Last night, John McCain and Barack Obama attended a forum on national service, and several users commented on this already.
McCain had the misfortune to make the following statement:
Listen, mayors have the toughest job, I think, in America. It's easy for me to go to Washington and, frankly, be somewhat divorced from the day-to-day challenges people have.
This is an astoundingly poorly constructed quote. Used cleverly, it could bloody McCain up quite a bit. So why isn't it getting any play?
(more after the jump)
Oftentimes, we blame our candidates for not getting this stuff out there in a timely fashion. We assume they're just playing for the high road. But this time, it's not that the Obama camps isn't pushing the issue. They are, and they are trying to push it hard.

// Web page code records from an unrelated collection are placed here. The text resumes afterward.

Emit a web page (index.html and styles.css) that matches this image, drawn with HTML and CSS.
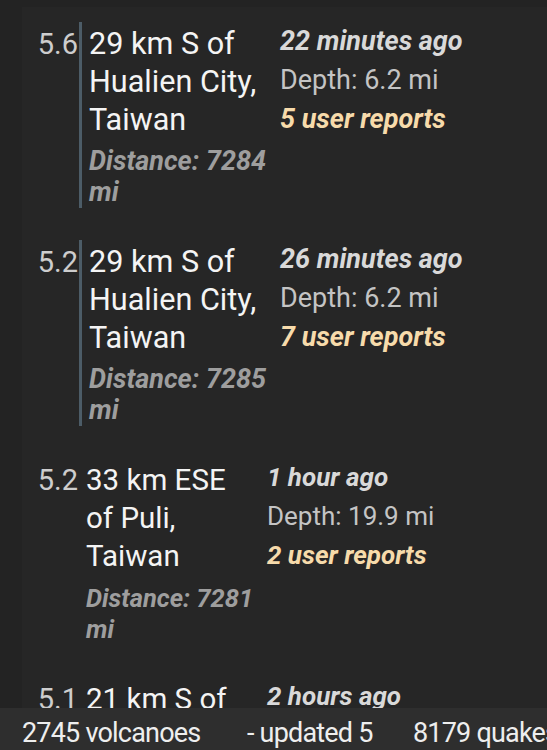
FILE: index.html
```html
<!DOCTYPE html>
<html lang=en>
<head>
<title>Quakes</title>
<meta charset=utf-8>
<link rel="stylesheet" href="styles.css">
</head>
<body>

<div id="list">

<div class="quake">
	<div class="mag">5.6</div>
	<div class="place felt">
		<div class="name">29 km S of Hualien City, Taiwan</div>
		<div class="dist">Distance: 7284 mi</div>
	</div>
	<div class="info">
		<div class="ago">22 minutes ago</div>
		<div class="depth">Depth: 6.2 mi</div>
		<div class="reports">5 user reports</div>
	</div>
</div>

<div class="quake">
	<div class="mag">5.2</div>
	<div class="place felt">
		<div class="name">29 km S of Hualien City, Taiwan</div>
		<div class="dist">Distance: 7285 mi</div>
	</div>
	<div class="info">
		<div class="ago">26 minutes ago</div>
		<div class="depth">Depth: 6.2 mi</div>
		<div class="reports">7 user reports</div>
	</div>
</div>

<div class="quake small">
	<div class="mag">5.2</div>
	<div class="place">
		<div class="name">33 km ESE of Puli, Taiwan</div>
		<div class="dist">Distance: 7281 mi</div>
	</div>
	<div class="info">
		<div class="ago">1 hour ago</div>
		<div class="depth">Depth: 19.9 mi</div>
		<div class="reports">2 user reports</div>
	</div>
</div>

<div class="quake small">
	<div class="mag">5.1</div>
	<div class="place">
		<div class="name">21 km S of Hualien City, Taiwan</div>
		<div class="dist">Distance: 7284 mi</div>
	</div>
	<div class="info">
		<div class="ago">2 hours ago</div>
		<div class="depth">Depth: 6.2 mi</div>
	</div>
</div>

</div>

<div id="status">
	<span class="volcanoes">2745 volcanoes</span>
	<span class="updated">- updated 5</span>
	<span class="quakes">8179 quakes</span>
</div>

</body>
</html>
```

FILE: styles.css
```css
html, body { background: #232323; }

body {
	margin: 0;
	font-family: Roboto, "Noto Sans", sans-serif;
	color: #f2f2f2;
	overflow: hidden;
	height: 750px;
}

#list {
	box-sizing: border-box;
	margin: 7px 0 0 22px;
	padding-top: 15px;
	background: #262626;
	height: 743px;
	overflow: hidden;
}

.quake {
	display: flex;
	align-items: flex-start;
	margin-bottom: 32px;
}

.mag {
	width: 56px;
	padding-top: 3px;
	text-align: right;
	font-size: 29px;
	line-height: 38px;
	color: #cdcdcd;
}

.place {
	width: 178px;
	margin-left: 1px;
	padding: 3px 0 0 7px;
}
.place.felt { border-left: 3px solid #4c5c67; }

.name { font-size: 30.6px; line-height: 38px; color: #f4f4f4; }

.dist {
	margin-top: 7px;
	font-size: 27px;
	line-height: 31px;
	font-weight: bold;
	font-style: italic;
	color: #9e9e9e;
}

.info { margin-left: 13px; font-size: 27px; line-height: 39px; }
.ago { font-weight: bold; font-style: italic; color: #d9d9d9; }
.depth { color: #c4c4c4; }
.reports { font-weight: bold; font-style: italic; color: #f7dbab; }

/* the older rows come out a touch smaller */
.small .place { width: 168px; }
.small .name { font-size: 29.5px; }
.small .dist { font-size: 25.5px; margin-top: 8px; }
.small .info { font-size: 26px; }

#status {
	position: fixed;
	left: 0; right: 0; bottom: 0;
	box-sizing: border-box;
	height: 42px;
	padding-top: 9px;
	display: flex;
	white-space: nowrap;
	overflow: hidden;
	background: #2e2e2e;
	color: #eeeeee;
	font-size: 27px;
	letter-spacing: -0.8px;
	line-height: 33px;
}
#status span { flex: none; }
#status .volcanoes { width: 225px; padding-left: 22px; }
#status .updated { width: 166px; }
```
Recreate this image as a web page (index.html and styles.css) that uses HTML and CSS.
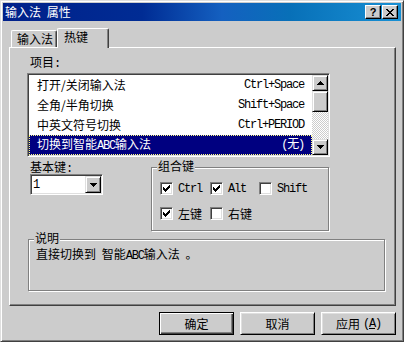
FILE: index.html
```html
<!DOCTYPE html>
<html lang="zh-CN">
<head>
    <meta charset="UTF-8">
    <title>输入法 属性</title>
    <link rel="stylesheet" href="styles.css">
</head>
<body>
<div class="window">
    <div class="titlebar">
        <span class="title">输入法 属性</span>
        <div class="title-btns">
            <span class="tbtn help">?</span>
            <span class="tbtn close">
                <svg width="8" height="7" viewBox="0 0 8 7"><path d="M0 0h2v1H0zM6 0h2v1H6zM1 1h2v1H1zM5 1h2v1H5zM2 2h4v1H2zM3 3h2v1H3zM2 4h4v1H2zM1 5h2v1H1zM5 5h2v1H5zM0 6h2v1H0zM6 6h2v1H6z"/></svg>
            </span>
        </div>
    </div>

    <div class="body">
        <div class="tabs">
            <div class="tab">输入法</div>
            <div class="tab active">热键</div>
        </div>

        <div class="panel">
            <div class="label">项目<span class="en">:</span></div>
            <div class="listbox">
                <ul class="items">
                    <li><span>打开/关闭输入法</span><span class="key">Ctrl+Space</span></li>
                    <li><span>全角/半角切换</span><span class="key">Shift+Space</span></li>
                    <li><span>中英文符号切换</span><span class="key">Ctrl+PERIOD</span></li>
                    <li class="selected"><span>切换到智能<span class="en">ABC</span>输入法</span><span class="key">(无)</span></li>
                </ul>
                <div class="vscroll">
                    <span class="sbtn"><svg width="7" height="4" viewBox="0 0 7 4"><path d="M3 0h1v1H3zM2 1h3v1H2zM1 2h5v1H1zM0 3h7v1H0z"/></svg></span>
                    <span class="thumb"></span>
                    <span class="track"></span>
                    <span class="sbtn"><svg width="7" height="4" viewBox="0 0 7 4"><path d="M0 0h7v1H0zM1 1h5v1H1zM2 2h3v1H2zM3 3h1v1H3z"/></svg></span>
                </div>
            </div>

            <div class="middle">
                <div class="basekey">
                    <div class="label">基本键<span class="en">:</span></div>
                    <div class="combo">
                        <span class="combo-value en">1</span>
                        <span class="combo-btn"><svg width="7" height="4" viewBox="0 0 7 4"><path d="M0 0h7v1H0zM1 1h5v1H1zM2 2h3v1H2zM3 3h1v1H3z"/></svg></span>
                    </div>
                </div>

                <div class="group modkeys">
                    <span class="group-title">组合键</span>
                    <div class="checks">
                        <div class="check"><span class="box"><svg width="7" height="7" viewBox="0 0 7 7"><path d="M0 2h1v3H0zM1 3h1v3H1zM2 4h1v3H2zM3 3h1v3H3zM4 2h1v3H4zM5 1h1v3H5zM6 0h1v3H6z"/></svg></span><span class="en">Ctrl</span></div>
                        <div class="check"><span class="box"><svg width="7" height="7" viewBox="0 0 7 7"><path d="M0 2h1v3H0zM1 3h1v3H1zM2 4h1v3H2zM3 3h1v3H3zM4 2h1v3H4zM5 1h1v3H5zM6 0h1v3H6z"/></svg></span><span class="en">Alt</span></div>
                        <div class="check"><span class="box"></span><span class="en">Shift</span></div>
                        <div class="check"><span class="box"><svg width="7" height="7" viewBox="0 0 7 7"><path d="M0 2h1v3H0zM1 3h1v3H1zM2 4h1v3H2zM3 3h1v3H3zM4 2h1v3H4zM5 1h1v3H5zM6 0h1v3H6z"/></svg></span><span>左键</span></div>
                        <div class="check"><span class="box"></span><span>右键</span></div>
                    </div>
                </div>
            </div>

            <div class="group desc">
                <span class="group-title">说明</span>
                <p>直接切换到 智能<span class="en">ABC</span>输入法 。</p>
            </div>
        </div>

        <div class="buttons">
            <span class="btn default">确定</span>
            <span class="btn">取消</span>
            <span class="btn">应用<span class="en">(<u>A</u>)</span></span>
        </div>
    </div>
</div>
</body>
</html>
```

FILE: styles.css
```css
* {
    margin: 0;
    padding: 0;
    box-sizing: border-box;
}

body {
    background: #cccccc;
    font-family: "Noto Sans CJK SC", sans-serif;
    font-size: 12px;
    line-height: 12px;
    word-spacing: 3px;
    color: #000;
}

.en,
.key {
    font-family: "Liberation Mono", "Noto Sans CJK SC", monospace;
    font-size: 12px;
    letter-spacing: -1.2px;
}

/* 窗口外框 */
.window {
    width: 404px;
    height: 342px;
    padding: 2px;
    border: 1px solid;
    border-color: #dfdfdf #404040 #404040 #dfdfdf;
    box-shadow: inset 1px 1px #fff, inset -1px -1px #808080;
}

.titlebar {
    display: flex;
    align-items: center;
    height: 18px;
    padding: 0 3px 0 2px;
    color: #fff;
    background: linear-gradient(to right, #00208a 0%, #002c94 35%, #1460c0 55%, #0870b8 72%, #1890d4 100%);
}

.title-btns {
    display: flex;
    gap: 1px;
    margin-left: auto;
}

.tbtn {
    display: flex;
    align-items: center;
    justify-content: center;
    width: 16px;
    height: 14px;
    color: #000;
    background: #cccccc;
    border: 1px solid;
    border-color: #fff #000 #000 #fff;
    box-shadow: inset -1px -1px #808080;
}

.tbtn.help {
    font: bold 11px/12px "Liberation Sans", sans-serif;
}

/* 选项卡 */
.body {
    padding: 7px 5px 0 6px;
}

.tabs {
    display: flex;
    align-items: flex-end;
    height: 19px;
    padding-left: 2px;
    position: relative;
    z-index: 1;
}

.tab {
    width: 46px;
    height: 17px;
    padding: 2px 0 0 5px;
    background: #cccccc;
    border: 1px solid;
    border-color: #fff #404040 transparent #fff;
    border-bottom: none;
    border-radius: 2px 2px 0 0;
    box-shadow: inset -1px 0 #808080;
}

.tab.active {
    width: 52px;
    height: 20px;
    margin-bottom: -1px;
    padding-left: 6px;
}

.panel {
    width: 387px;
    height: 259px;
    padding: 8px 0 0 17px;
    border: 1px solid;
    border-color: #fff #404040 #404040 #fff;
    box-shadow: inset -1px -1px #808080;
}

.label {
    margin-left: 3px;
    height: 12px;
}

/* 列表框 */
.listbox {
    display: flex;
    width: 303px;
    height: 84px;
    margin-top: 5px;
    padding: 1px;
    background: #fff;
    border: 1px solid;
    border-color: #808080 #fff #fff #808080;
    box-shadow: inset 1px 1px #404040, inset -1px -1px #dfdfdf;
}

.items {
    flex: 1;
    list-style: none;
}

.items li {
    display: flex;
    justify-content: space-between;
    align-items: center;
    height: 20px;
    padding: 0 8px;
}

.items li.selected {
    color: #fff;
    background: #000080;
    border: 1px dotted #ffff80;
    padding: 0 7px;
}

.vscroll {
    display: flex;
    flex-direction: column;
    width: 16px;
}

.sbtn,
.thumb,
.combo-btn {
    display: flex;
    align-items: center;
    justify-content: center;
    height: 16px;
    background: #cccccc;
    border: 1px solid;
    border-color: #dfdfdf #000 #000 #dfdfdf;
    box-shadow: inset 1px 1px #fff, inset -1px -1px #808080;
}

.thumb {
    height: 21px;
}

.track {
    flex: 1;
    background: repeating-conic-gradient(#fff 0 25%, #cccccc 0 50%) 0 0 / 2px 2px;
}

/* 基本键与组合键 */
.middle {
    display: flex;
    margin-top: 4px;
}

.basekey {
    width: 124px;
    padding-left: 3px;
}

.basekey .label {
    margin-left: 0;
}

.combo {
    display: flex;
    align-items: center;
    width: 73px;
    height: 21px;
    margin-top: 1px;
    padding: 1px;
    background: #fff;
    border: 1px solid;
    border-color: #808080 #fff #fff #808080;
    box-shadow: inset 1px 1px #404040, inset -1px -1px #dfdfdf;
}

.combo-value {
    flex: 1;
    padding-left: 1px;
}

.combo-btn {
    width: 16px;
    height: 17px;
}

.group {
    position: relative;
    border: 1px solid #808080;
    box-shadow: 1px 1px #fff, inset 1px 1px #fff;
}

.group-title {
    position: absolute;
    top: -8px;
    left: 5px;
    padding: 0 1px;
    background: #cccccc;
}

.modkeys {
    width: 178px;
    height: 64px;
    margin-top: 6px;
    padding: 14px 0 0 8px;
}

.checks {
    display: grid;
    grid-template-columns: 50px 49px auto;
    row-gap: 12px;
}

.check {
    display: flex;
    align-items: center;
    gap: 5px;
    height: 13px;
}

.box {
    width: 13px;
    height: 13px;
    padding: 2px;
    background: #fff;
    border: 1px solid;
    border-color: #808080 #fff #fff #808080;
    box-shadow: inset 1px 1px #404040, inset -1px -1px #dfdfdf;
}

.box svg {
    display: block;
}

/* 说明 */
.desc {
    width: 357px;
    height: 52px;
    margin: 8px 0 0 1px;
    padding: 8px 0 0 7px;
}

/* 按钮 */
.buttons {
    display: flex;
    justify-content: flex-end;
    gap: 6px;
    width: 387px;
    margin-top: 6px;
}

.btn {
    display: flex;
    align-items: center;
    justify-content: center;
    width: 75px;
    height: 23px;
    border: 1px solid;
    border-color: #fff #000 #000 #fff;
    box-shadow: inset 1px 1px #dfdfdf, inset -1px -1px #808080;
}

.btn.default {
    border-color: #000;
    box-shadow: inset 1px 1px #fff, inset -1px -1px #404040, inset -2px -2px #808080;
}

.btn .en {
    margin-left: 3px;
}
```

But, as Steve Benen, at the Washington Monthly notes:
Before you say, "The Obama campaign isn't pushing this aggressively," realize that the Obama campaign held a conference call this morning, with Dick Durbin and Rahm Emanuel, precisely to push this story as hard as they could.
And yet, this probably isn't going anywhere. Joe Scarborough said this week that the media will talk about "whatever the McCain campaign wants us to talk about." NBC News Washington bureau chief Mark Whitaker praised the McCain campaign for its ability to "drive the news cycle day after day."
I get the feeling there's a media decoder ring, and the Obama campaign doesn't have one.
Damn skippy. Now this could easily turn into a bitchfest. Let's not make it that. I've managed to drive stories onto the news before in the past, by using an all-out blog bomb. Others have too. So can we pimp this story a bit? Pimp it till it hurts? See if we can get the story mentioned by KO. That's a start. Call, write, email, fax.
We can beat the media brain annihilation machine if we push hard enough. Remember NO ONE IS COMING TO SAVE US.